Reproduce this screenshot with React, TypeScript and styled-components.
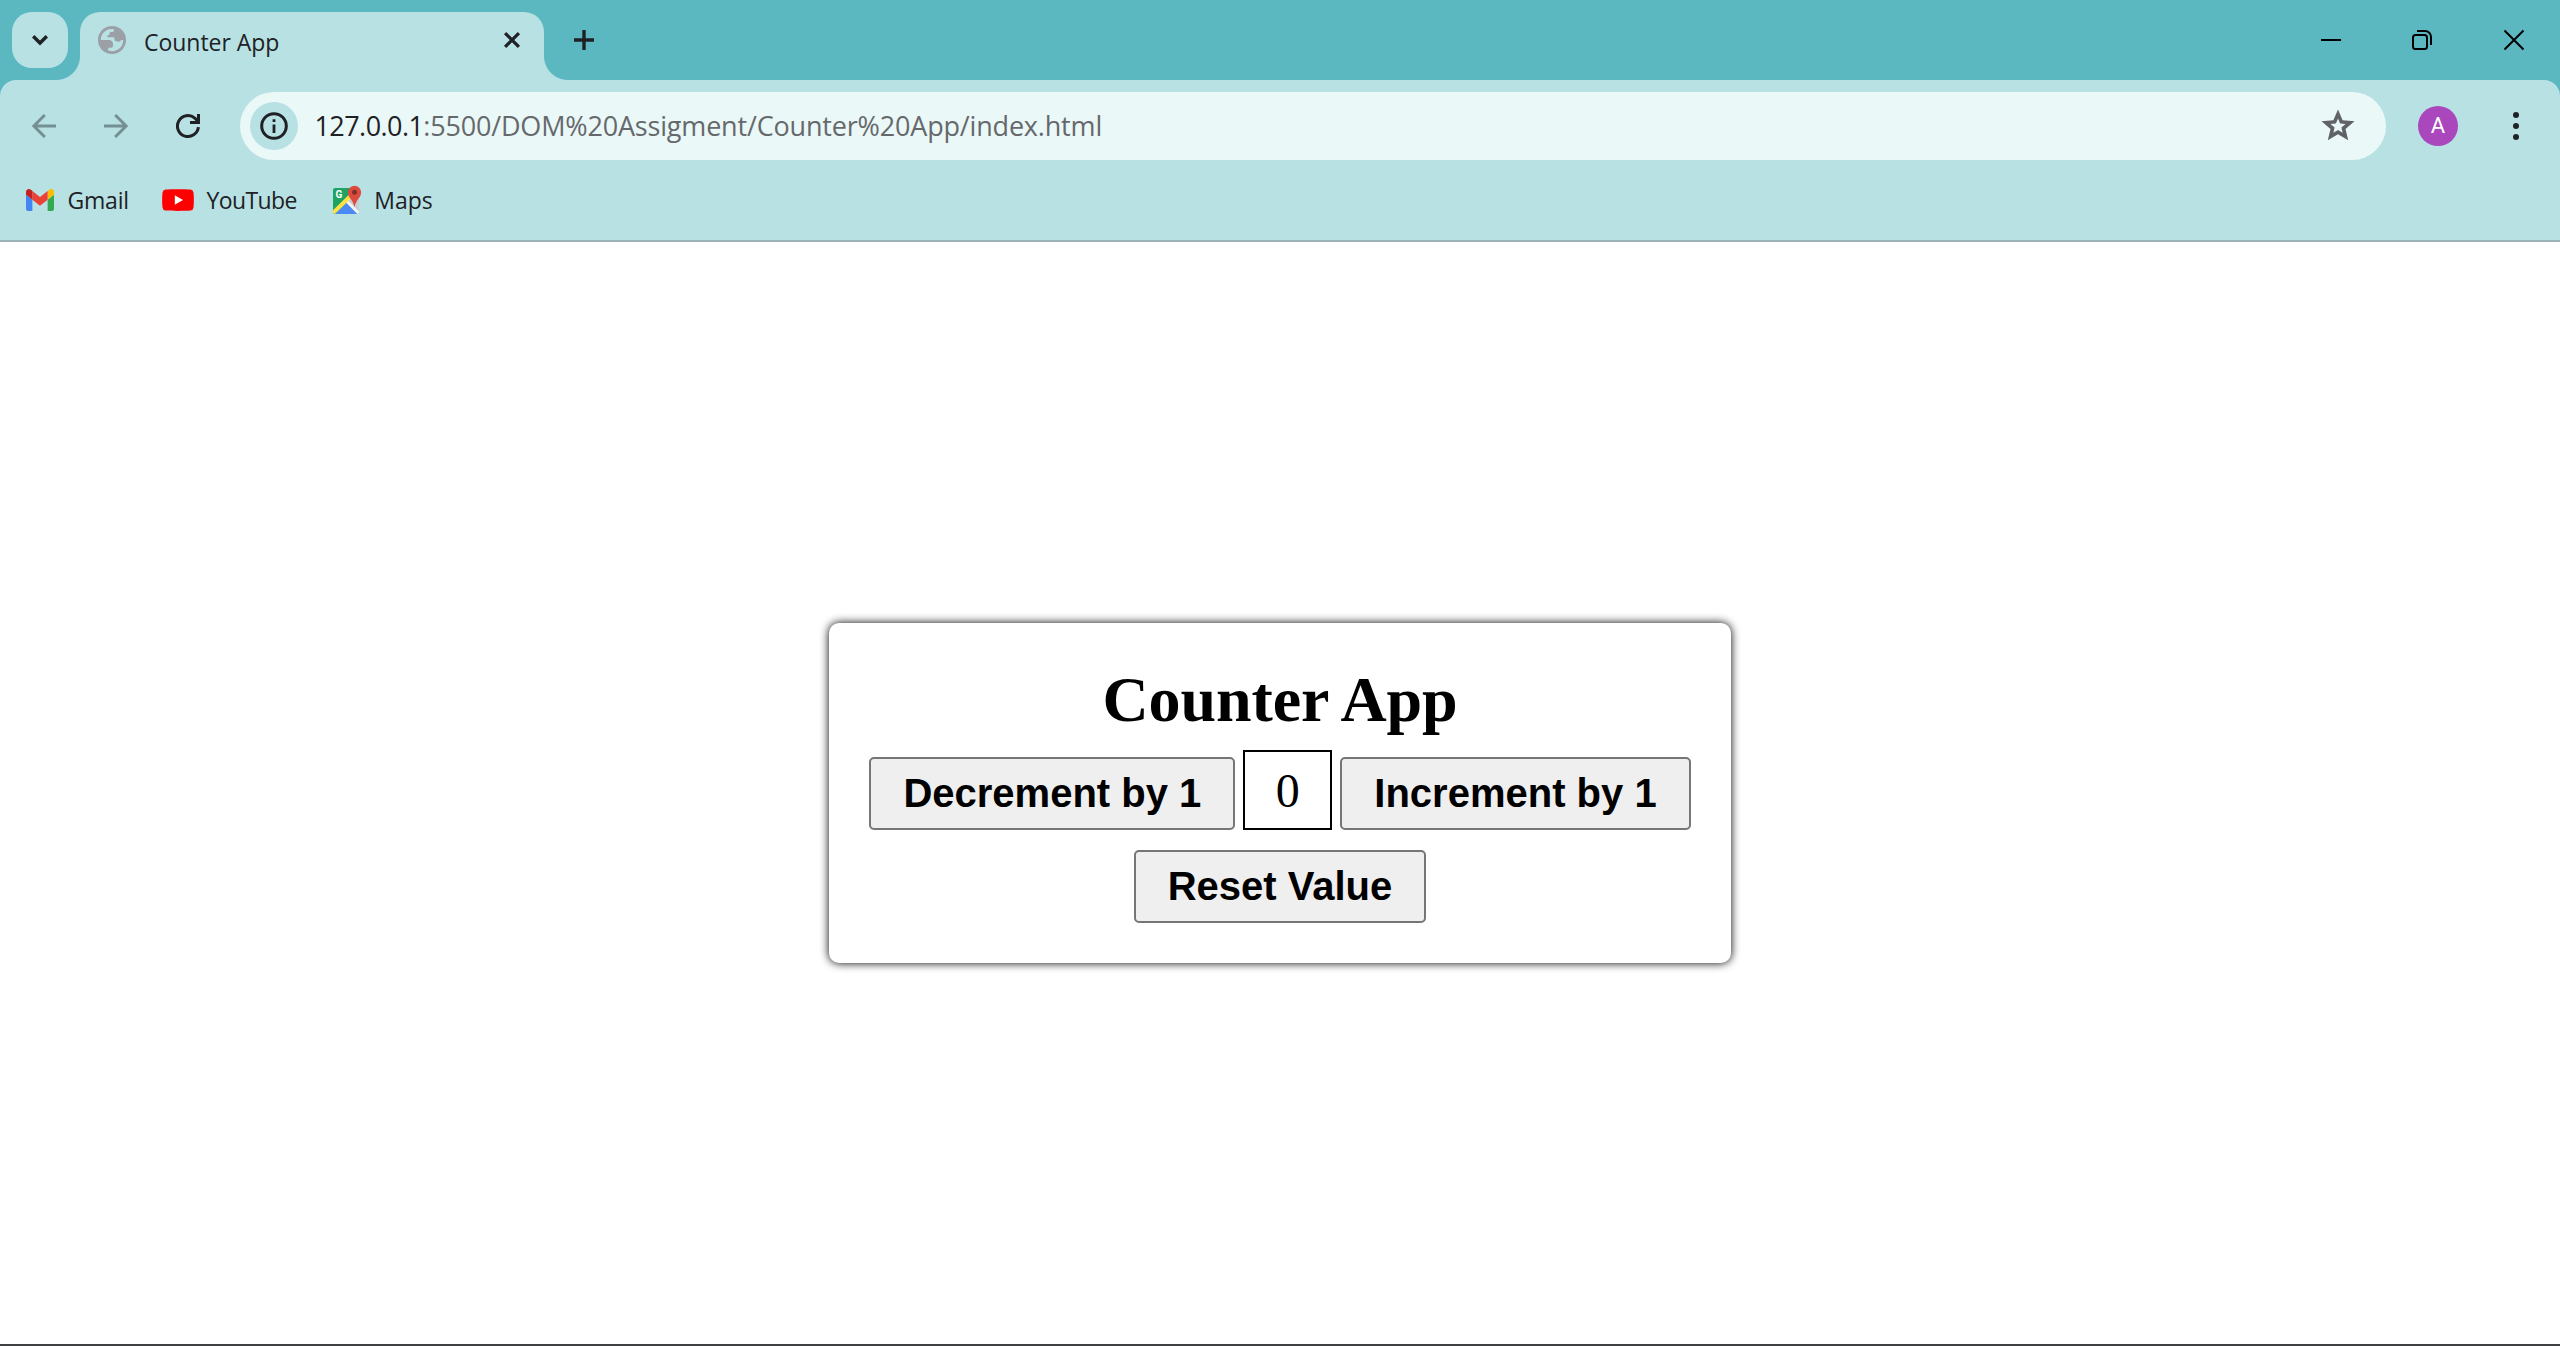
import React, { useState } from 'react';
import styled, { createGlobalStyle } from 'styled-components';

const color = {
  frame: '#5bb8c1',
  surface: '#b8e1e4',
  field: '#ebf8f8',
  ink: '#202124',
  muted: '#5f6368',
  disabled: '#768f92',
};

const uiFont = '"Open Sans", "Noto Sans", sans-serif';

const GlobalStyle = createGlobalStyle`
  * { box-sizing: border-box; }
  html, body { margin: 0; padding: 0; }
  body { background: #fff; overflow: hidden; }
  svg { display: block; flex: none; overflow: visible; }
`;

const Window = styled.div`
  display: flex;
  flex-direction: column;
  width: 2560px;
  height: 1346px;
  background: #fff;
  border-bottom: 2px solid #3f4042;
`;

const TabStrip = styled.header`
  display: flex;
  align-items: flex-start;
  height: 80px;
  padding-left: 12px;
  background: ${color.frame};
`;

const TabSearch = styled.button`
  display: flex;
  align-items: center;
  justify-content: center;
  width: 56px;
  height: 56px;
  margin: 12px 12px 0 0;
  padding: 0;
  border: 0;
  border-radius: 20px;
  background: ${color.surface};
`;

const Tab = styled.div`
  position: relative;
  display: flex;
  align-items: center;
  width: 464px;
  height: 68px;
  margin-top: 12px;
  padding: 0 24px 12px 18px;
  border-radius: 20px 20px 0 0;
  background: ${color.surface};

  &::before,
  &::after {
    content: '';
    position: absolute;
    bottom: 0;
    width: 24px;
    height: 24px;
  }
  &::before {
    right: 100%;
    background: radial-gradient(circle at 0 0, transparent 23.5px, ${color.surface} 24.5px);
  }
  &::after {
    left: 100%;
    background: radial-gradient(circle at 100% 0, transparent 23.5px, ${color.surface} 24.5px);
  }
`;

const TabTitle = styled.span`
  flex: 1;
  padding: 3px 0 0 18px;
  font: 400 23px/30px ${uiFont};
  letter-spacing: -0.03px;
  color: ${color.ink};
`;

const NewTab = styled.button`
  display: flex;
  align-items: center;
  justify-content: center;
  width: 56px;
  height: 56px;
  margin: 12px 0 0 12px;
  padding: 0;
  border: 0;
  background: none;
`;

const WindowControls = styled.div`
  display: flex;
  margin-left: auto;
`;

const WindowButton = styled.button`
  display: flex;
  align-items: center;
  justify-content: center;
  width: 92px;
  height: 80px;
  padding: 0;
  border: 0;
  background: none;
`;

const ToolbarBackdrop = styled.div`
  background: ${color.frame};
`;

const ToolbarPanel = styled.div`
  border-bottom: 2px solid #9ab3b7;
  border-radius: 16px 16px 0 0;
  background: ${color.surface};
`;

const NavigationBar = styled.div`
  display: flex;
  align-items: center;
  height: 80px;
  padding: 12px 8px 0;
`;

const NavButton = styled.button`
  display: flex;
  align-items: center;
  justify-content: center;
  width: 72px;
  height: 68px;
  padding: 0;
  border: 0;
  background: none;
`;

const AddressBar = styled.div`
  display: flex;
  flex: 1;
  align-items: center;
  height: 68px;
  margin: 0 32px 0 16px;
  padding: 0 28px 0 10px;
  border-radius: 34px;
  background: ${color.field};
`;

const SiteInfo = styled.span`
  display: flex;
  align-items: center;
  justify-content: center;
  width: 48px;
  height: 48px;
  margin-right: 16.5px;
  border-radius: 50%;
  background: ${color.surface};
`;

const Url = styled.div`
  flex: 1;
  font: 400 27px/36px ${uiFont};
  white-space: nowrap;
  color: #66696c;
  letter-spacing: -0.18px;
`;

const UrlHost = styled.span`
  color: ${color.ink};
  letter-spacing: -0.57px;
`;

const Avatar = styled.span`
  display: flex;
  align-items: center;
  justify-content: center;
  width: 40px;
  height: 40px;
  border-radius: 50%;
  background: #ab47bc;
  font: 400 22px/40px Roboto, sans-serif;
  color: #fff;
`;

const MenuButton = styled(NavButton)`
  width: 72px;
  margin-left: 22px;
`;

const BookmarksBar = styled.nav`
  display: flex;
  align-items: center;
  height: 80px;
  padding-left: 26px;
`;

const Bookmark = styled.a<{ $gap: number; $tracking?: number; $after?: number }>`
  display: flex;
  align-items: center;
  gap: ${(p) => p.$gap}px;
  margin-right: ${(p) => p.$after ?? 0}px;
  font: 400 23px/32px ${uiFont};
  letter-spacing: ${(p) => p.$tracking ?? 0}px;
  color: ${color.ink};
`;

const BookmarkLabel = styled.span`
  padding-bottom: 1px;
`;

const Page = styled.main`
  display: flex;
  flex: 1;
  align-items: center;
  justify-content: center;
  background: #fff;
`;

const Card = styled.section`
  display: flex;
  flex-direction: column;
  align-items: center;
  width: 902px;
  height: 340px;
  padding-top: 40px;
  border-radius: 10px;
  background: #fff;
  box-shadow: 0 0 10px #000;
`;

const Heading = styled.h1`
  margin: 0 0 13px;
  font: 700 64px/74px "Liberation Serif", "Times New Roman", serif;
  letter-spacing: -0.1px;
  color: #000;
`;

const CounterRow = styled.div`
  display: flex;
  align-items: flex-end;
  gap: 8px;
  margin-bottom: 20px;
`;

const ActionButton = styled.button`
  height: 73px;
  padding: 0 32px 2px;
  border: 2px solid #767676;
  border-radius: 5px;
  background: #efefef;
  font: 700 40px/46px "Liberation Sans", Arial, sans-serif;
  color: #000;
  white-space: nowrap;
`;

const CountBox = styled.output`
  display: flex;
  align-items: center;
  justify-content: center;
  width: 89px;
  height: 80px;
  padding-top: 2px;
  border: 2px solid #000;
  font: 400 48px/56px "Liberation Serif", "Times New Roman", serif;
  color: #000;
`;

const ChevronIcon = () => (
  <svg width="16" height="10" viewBox="0 0 16 10" fill="none" stroke={color.ink} strokeWidth="3.4">
    <path d="M1.2 1.2 8 8 14.8 1.2" />
  </svg>
);

const GlobeIcon = () => (
  <svg width="28" height="28" viewBox="0 0 28 28">
    <circle cx="14" cy="14" r="14" fill="#9aa0a6" />
    <path
      fill={color.surface}
      d="M2.8 13.4C3 8.4 6.4 4.4 11 3.2L15.8 3C16.3 4.8 15.8 6 14 6.1H12.2C11.3 6.6 12 8.7 11 9.3H9.4V11.3H15.3C16.6 11.5 16.6 12.6 16.7 14.6C18.2 15.6 20.5 15.8 22 15.5L23 14H25.2C25.2 20.6 20 25.4 13.6 25.2L10.2 24.6V21.8H13.2C15 21.6 15 20 15 18.2C15 16.4 14 14.6 12 14H2.8Z"
    />
  </svg>
);

const TabCloseIcon = () => (
  <svg width="16" height="16" viewBox="0 0 16 16" stroke={color.ink} strokeWidth="3.2">
    <path d="M1.1 1.1 14.9 14.9M14.9 1.1 1.1 14.9" />
  </svg>
);

const PlusIcon = () => (
  <svg width="20" height="20" viewBox="0 0 20 20" stroke={color.ink} strokeWidth="3.4">
    <path d="M10 0V20M0 10H20" />
  </svg>
);

const MinimizeIcon = () => (
  <svg width="20" height="20" viewBox="-1 0 20 20">
    <path d="M0 10H20" stroke="#000" strokeWidth="2" />
  </svg>
);

const RestoreIcon = () => (
  <svg width="20" height="20" viewBox="0 0 20 20" fill="none" stroke="#000" strokeWidth="2">
    <rect x="1" y="5" width="14" height="14" rx="2.5" />
    <path d="M5 1H13A6 6 0 0 1 19 7V15" />
  </svg>
);

const WindowCloseIcon = () => (
  <svg width="20" height="20" viewBox="0 0 20 20" stroke="#000" strokeWidth="2">
    <path d="M.5.5 19.5 19.5M19.5.5.5 19.5" />
  </svg>
);

const ArrowIcon = ({ flipped = false }: { flipped?: boolean }) => (
  <svg width="24" height="24" viewBox="0 0 24 24" fill="none" stroke={color.disabled} strokeWidth="3">
    <path
      transform={flipped ? 'matrix(-1 0 0 1 24 0)' : undefined}
      d="M24 12H2M12.8 1 1.9 12 12.8 23"
    />
  </svg>
);

const ReloadIcon = () => (
  <svg width="24" height="24" viewBox="0 0 24 24" fill="none" stroke={color.ink} strokeWidth="3">
    <path d="M22.4 13.2A10.5 10.5 0 1 1 18.8 4.1L22 7.3" />
    <path d="M22.5 0V8.5H14" />
  </svg>
);

const InfoIcon = () => (
  <svg width="28" height="28" viewBox="0 0 28 28">
    <circle cx="14" cy="14" r="12.3" fill="none" stroke={color.ink} strokeWidth="3" />
    <path d="M14 12.5V21M14 7.2V10" stroke={color.ink} strokeWidth="2.8" />
  </svg>
);

const starPath =
  'M22 9.24l-7.19-.62L12 2 9.19 8.63 2 9.24l5.46 4.73L5.82 21 12 17.27 18.18 21l-1.63-7.03z';

const StarIcon = () => (
  <svg width="40" height="40" viewBox="0 0 40 40">
    <path fill={color.muted} transform="translate(.2 .3) scale(1.65 1.62)" d={starPath} />
    <path fill={color.field} transform="translate(11 11.1) scale(.75 .74)" d={starPath} />
  </svg>
);

const MenuIcon = () => (
  <svg width="6" height="28" viewBox="0 0 6 28" fill={color.ink}>
    <circle cx="3" cy="3" r="3" />
    <circle cx="3" cy="14" r="3" />
    <circle cx="3" cy="25" r="3" />
  </svg>
);

const GmailIcon = () => (
  <svg width="28" height="22" viewBox="52 42 88 66" preserveAspectRatio="none">
    <path fill="#4285f4" d="M58 108h14V74L52 59v43c0 3.32 2.69 6 6 6" />
    <path fill="#34a853" d="M120 108h14c3.32 0 6-2.69 6-6V59l-20 15" />
    <path fill="#fbbc04" d="M120 48v26l20-15v-8c0-7.42-8.47-11.65-14.4-7.2" />
    <path fill="#ea4335" d="M72 74V48l24 18 24-18v26L96 92" />
    <path fill="#c5221f" d="M52 51v8l20 15V48l-5.6-4.2c-5.94-4.45-14.4-.22-14.4 7.2" />
  </svg>
);

const YouTubeIcon = () => (
  <svg width="32" height="22" viewBox="0 0 32 22">
    <path
      fill="#f00"
      d="M3.5.5C9 0 23 0 28.5.5Q31.2.8 31.5 3.5C32 8 32 14 31.5 18.5Q31.2 21.2 28.5 21.5C23 22 9 22 3.5 21.5Q.8 21.2.5 18.5C0 14 0 8 .5 3.5Q.8.8 3.5.5Z"
    />
    <path fill="#fff" d="M12.8 6.3V15.7L21 11Z" />
  </svg>
);

const MapsIcon = () => (
  <svg width="28" height="30" viewBox="0 0 28 30">
    <defs>
      <clipPath id="map-tile">
        <rect x="0" y="3" width="26" height="26" rx="2" />
      </clipPath>
    </defs>
    <g clipPath="url(#map-tile)">
      <rect y="3" width="26" height="26" fill="#1ea362" />
      <path fill="#c9cdd2" d="M14 15 26 5V29H20Z" />
      <path fill="#4a8af4" d="M0 31 14 17 27 31Z" />
      <path d="M13.5 16 26.5 29" stroke="#f1f3f4" strokeWidth="3" />
      <path d="M-1 29 17 11.5" stroke="#ffe047" strokeWidth="4" />
    </g>
    <text x="2.5" y="12.8" fill="#fff" fontFamily="Roboto, sans-serif" fontSize="10" fontWeight="700">
      G
    </text>
    <path
      fill="#dd4b3e"
      d="M21.5 .8A6.6 6.6 0 0 1 28.1 7.4C28.1 12.5 22.8 14.5 21.5 22.3 20.2 14.5 14.9 12.5 14.9 7.4A6.6 6.6 0 0 1 21.5 .8Z"
    />
    <circle cx="21.5" cy="7.3" r="2.5" fill="#822f2b" />
  </svg>
);

export default function App() {
  const [count, setCount] = useState(0);

  return (
    <>
      <GlobalStyle />
      <Window>
        <TabStrip>
          <TabSearch>
            <ChevronIcon />
          </TabSearch>
          <Tab>
            <GlobeIcon />
            <TabTitle>Counter App</TabTitle>
            <TabCloseIcon />
          </Tab>
          <NewTab>
            <PlusIcon />
          </NewTab>
          <WindowControls>
            <WindowButton>
              <MinimizeIcon />
            </WindowButton>
            <WindowButton>
              <RestoreIcon />
            </WindowButton>
            <WindowButton>
              <WindowCloseIcon />
            </WindowButton>
          </WindowControls>
        </TabStrip>

        <ToolbarBackdrop>
          <ToolbarPanel>
            <NavigationBar>
              <NavButton>
                <ArrowIcon />
              </NavButton>
              <NavButton>
                <ArrowIcon flipped />
              </NavButton>
              <NavButton>
                <ReloadIcon />
              </NavButton>
              <AddressBar>
                <SiteInfo>
                  <InfoIcon />
                </SiteInfo>
                <Url>
                  <UrlHost>127.0.0.1</UrlHost>:5500/DOM%20Assigment/Counter%20App/index.html
                </Url>
                <StarIcon />
              </AddressBar>
              <Avatar>A</Avatar>
              <MenuButton>
                <MenuIcon />
              </MenuButton>
            </NavigationBar>
            <BookmarksBar>
              <Bookmark $gap={13.5} $tracking={-0.2} $after={33}>
                <GmailIcon />
                <BookmarkLabel>Gmail</BookmarkLabel>
              </Bookmark>
              <Bookmark $gap={12.5} $tracking={-0.6} $after={36.5}>
                <YouTubeIcon />
                <BookmarkLabel>YouTube</BookmarkLabel>
              </Bookmark>
              <Bookmark $gap={13}>
                <MapsIcon />
                <BookmarkLabel>Maps</BookmarkLabel>
              </Bookmark>
            </BookmarksBar>
          </ToolbarPanel>
        </ToolbarBackdrop>

        <Page>
          <Card>
            <Heading>Counter App</Heading>
            <CounterRow>
              <ActionButton onClick={() => setCount(count - 1)}>Decrement by 1</ActionButton>
              <CountBox>{count}</CountBox>
              <ActionButton onClick={() => setCount(count + 1)}>Increment by 1</ActionButton>
            </CounterRow>
            <ActionButton onClick={() => setCount(0)}>Reset Value</ActionButton>
          </Card>
        </Page>
      </Window>
    </>
  );
}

· · ·

- TASK BRIEF:
Scan the material above. Copy each line that holds the word "components".

- TASK RESPONSE:
Reproduce this screenshot with React, TypeScript and styled-components.
import styled, { createGlobalStyle } from 'styled-components';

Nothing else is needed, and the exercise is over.